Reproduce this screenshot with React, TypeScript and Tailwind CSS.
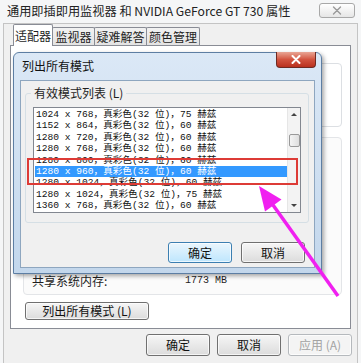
import React from 'react';

const modes: [string, string][] = [
  ['1024 x 768', '75'],
  ['1152 x 864', '60'],
  ['1280 x 720', '60'],
  ['1280 x 768', '60'],
  ['1280 x 800', '60'],
  ['1280 x 960', '60'],
  ['1280 x 1024', '60'],
  ['1280 x 1024', '75'],
  ['1360 x 768', '60'],
];

const ui = "font-['Segoe_UI','Noto_Sans_CJK_SC',sans-serif]";
const mono = "font-['Liberation_Mono','Noto_Sans_CJK_SC',monospace]";

type BtnProps = { label: string; kind?: 'normal' | 'default' | 'disabled'; className?: string };

const Btn: React.FC<BtnProps> = ({ label, kind = 'normal', className = '' }) => {
  const look =
    kind === 'default'
      ? 'border-[#3c7fb1] bg-gradient-to-b from-[#eaf6fd] to-[#bee6fd] text-[#111]'
      : kind === 'disabled'
      ? 'border-[#b5b9bd] bg-[#f4f4f4] text-[#a3a3a3]'
      : 'border-[#707070] bg-gradient-to-b from-[#f6f6f6] to-[#dcdcdc] text-[#111]';
  return (
    <div
      className={`flex items-center justify-center rounded-[3px] border text-[12px] leading-none shadow-[inset_0_0_0_1px_rgba(255,255,255,0.7)] ${look} ${className}`}
    >
      {label}
    </div>
  );
};

const XIcon: React.FC<{ color: string; width?: number }> = ({ color, width = 1.6 }) => (
  <svg width="10" height="9" viewBox="0 0 10 9">
    <path d="M1.5 1 L8.5 8 M8.5 1 L1.5 8" stroke={color} strokeWidth={width} strokeLinecap="round" />
  </svg>
);

export default function App() {
  return (
    <div className={`relative w-[361px] h-[363px] overflow-hidden bg-[#f5f6f7] flex flex-col ${ui} text-[#1e1e1e]`}>
      {/* window title */}
      <div className="h-[23px] flex items-start justify-between pl-[7px] pr-[6px]">
        <div className="pt-[3px] text-[12.2px] leading-[16px] text-[#222]">
          通用即插即用监视器 和 NVIDIA GeForce GT 730 属性
        </div>
        <div className="mt-[3px] w-[36px] h-[15px] rounded-[3px] border border-[#a8a8a8] bg-gradient-to-b from-white to-[#e6e6e6] flex items-center justify-center">
          <XIcon color="#9a9a9a" width={1.4} />
        </div>
      </div>

      {/* client area */}
      <div className="flex-1 mx-[3px] border border-b-0 border-[#c4c4c4] bg-[#f0f0f0] flex flex-col">
        {/* tabs */}
        <div className="h-[21px] pl-[9px] flex items-end">
          <div className="relative z-10 -mb-px h-[22px] w-[40px] border border-b-0 border-[#898c95] bg-white rounded-t-[2px] flex items-center justify-center text-[12px]">
            适配器
          </div>
          <div className="h-[18px] w-[43px] -ml-px border border-b-0 border-[#898c95] bg-gradient-to-b from-[#f2f2f2] to-[#e3e3e3] rounded-t-[2px] flex items-center justify-center text-[12px]">
            监视器
          </div>
          <div className="h-[18px] w-[53px] -ml-px border border-b-0 border-[#898c95] bg-gradient-to-b from-[#f2f2f2] to-[#e3e3e3] rounded-t-[2px] flex items-center justify-center text-[12px]">
            疑难解答
          </div>
          <div className="h-[18px] w-[54px] -ml-px border border-b-0 border-[#898c95] bg-gradient-to-b from-[#f2f2f2] to-[#e3e3e3] rounded-t-[2px] flex items-center justify-center text-[12px]">
            颜色管理
          </div>
        </div>

        {/* tab panel */}
        <div className="ml-[6px] w-[341px] h-[284px] border border-[#898c95] bg-white flex flex-col">
          <div className="mt-[17px] ml-[12px] w-[319px] h-[64px] rounded-[4px] border border-[#dcdfe3]" />
          <div className="mt-[10px] ml-[12px] w-[319px] h-[158px] rounded-[4px] border border-[#e3e5e8] bg-[#fbfbfb] flex flex-col justify-end pb-[5px] pl-[8px]">
            <div className="flex items-center text-[12px] leading-[16px]">
              <span className="w-[153px]">共享系统内存:</span>
              <span className={`${mono} text-[10px]`}>1773 MB</span>
            </div>
          </div>
          <Btn label="列出所有模式 (L)" className="mt-[7px] ml-[14px] w-[124px] h-[18px]" />
        </div>

        {/* bottom buttons */}
        <div className="mt-[5px] pr-[5px] flex justify-end gap-[7px]">
          <Btn label="确定" className="w-[64px] h-[22px]" />
          <Btn label="取消" className="w-[64px] h-[22px]" />
          <Btn label="应用 (A)" kind="disabled" className="w-[64px] h-[22px]" />
        </div>
      </div>

      {/* modal dialog */}
      <div className="absolute left-[13px] top-[52px] w-[309px] h-[222px] rounded-t-[6px] border border-[#5d7ea3] bg-gradient-to-b from-[#dbe8f6] to-[#c3d7ec] shadow-[2px_2px_4px_rgba(0,0,0,0.35)] flex flex-col">
        <div className="h-[27px] flex items-start justify-between pl-[8px] pr-[5px]">
          <div className="pt-[5px] text-[12px] leading-[16px] text-[#111]">列出所有模式</div>
          <div className="w-[40px] h-[16px] -mt-px rounded-b-[4px] border border-[#6e2a22] border-t-0 bg-gradient-to-b from-[#e8a595] via-[#d2533f] to-[#b9301e] flex items-center justify-center">
            <XIcon color="#ffffff" width={2} />
          </div>
        </div>
        <div className="mx-[6px] h-[188px] border border-[#8ea6bf] bg-[#f0f0f0] relative">
          {/* group box */}
          <div className="absolute left-[4px] top-[12px] w-[284px] h-[130px] rounded-[3px] border border-[#d5dfe5]" />
          <div className="absolute left-[10px] top-[4px] px-[3px] bg-[#f0f0f0] text-[12px] leading-[16px]">
            有效模式列表 (L)
          </div>
          {/* list box */}
          <div className="absolute left-[12px] top-[26px] w-[268px] h-[106px] border border-[#828790] bg-white flex">
            <div className={`flex-1 pl-[1px] pt-[1px] ${mono} text-[9.6px]`}>
              {modes.map(([res, hz], i) => (
                <div
                  key={i}
                  className={`h-[11.4px] leading-[11.4px] pl-[1px] whitespace-pre overflow-hidden ${
                    i === 5 ? 'bg-[#3399ff] text-white' : 'text-[#111]'
                  }`}
                >
                  {res}，真彩色(32 位)，{hz} 赫兹
                </div>
              ))}
            </div>
            <div className="w-[13px] border-l border-[#e6e6e6] bg-[#f3f3f3] flex flex-col items-center">
              <div className="h-[13px] flex items-center justify-center">
                <div className="w-0 h-0 border-l-[3px] border-r-[3px] border-b-[3px] border-l-transparent border-r-transparent border-b-[#444]" />
              </div>
              <div className="mt-[13px] w-[11px] h-[13px] rounded-[2px] border border-[#999] bg-gradient-to-r from-[#f4f4f4] to-[#dedede]" />
              <div className="flex-1" />
              <div className="h-[13px] flex items-center justify-center">
                <div className="w-0 h-0 border-l-[3px] border-r-[3px] border-t-[3px] border-l-transparent border-r-transparent border-t-[#444]" />
              </div>
            </div>
          </div>
          {/* dialog buttons */}
          <div className="absolute left-[147px] top-[161px] flex gap-[9px]">
            <Btn label="确定" kind="default" className="w-[64px] h-[21px]" />
            <Btn label="取消" className="w-[64px] h-[21px]" />
          </div>
        </div>
      </div>

      {/* annotation: red highlight box */}
      <div className="absolute left-[27px] top-[158px] w-[271px] h-[27px] border-2 border-[#dd3b36]" />

      {/* annotation: magenta arrow */}
      <svg className="absolute left-0 top-0 pointer-events-none" width="361" height="363" viewBox="0 0 361 363">
        <line x1="273" y1="205" x2="338" y2="296" stroke="#f020f0" strokeWidth="3.5" />
        <polygon points="259,186 265,211.5 281.5,199.5" fill="#f020f0" />
      </svg>
    </div>
  );
}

☆ ☆ ☆

From the first line of the material down to the line containing "string; kind?: 'normal'", inclusive, return each line exactly, skipping any picture.

-- Result for this task --
Reproduce this screenshot with React, TypeScript and Tailwind CSS.
import React from 'react';

const modes: [string, string][] = [
  ['1024 x 768', '75'],
  ['1152 x 864', '60'],
  ['1280 x 720', '60'],
  ['1280 x 768', '60'],
  ['1280 x 800', '60'],
  ['1280 x 960', '60'],
  ['1280 x 1024', '60'],
  ['1280 x 1024', '75'],
  ['1360 x 768', '60'],
];

const ui = "font-['Segoe_UI','Noto_Sans_CJK_SC',sans-serif]";
const mono = "font-['Liberation_Mono','Noto_Sans_CJK_SC',monospace]";

type BtnProps = { label: string; kind?: 'normal' | 'default' | 'disabled'; className?: string };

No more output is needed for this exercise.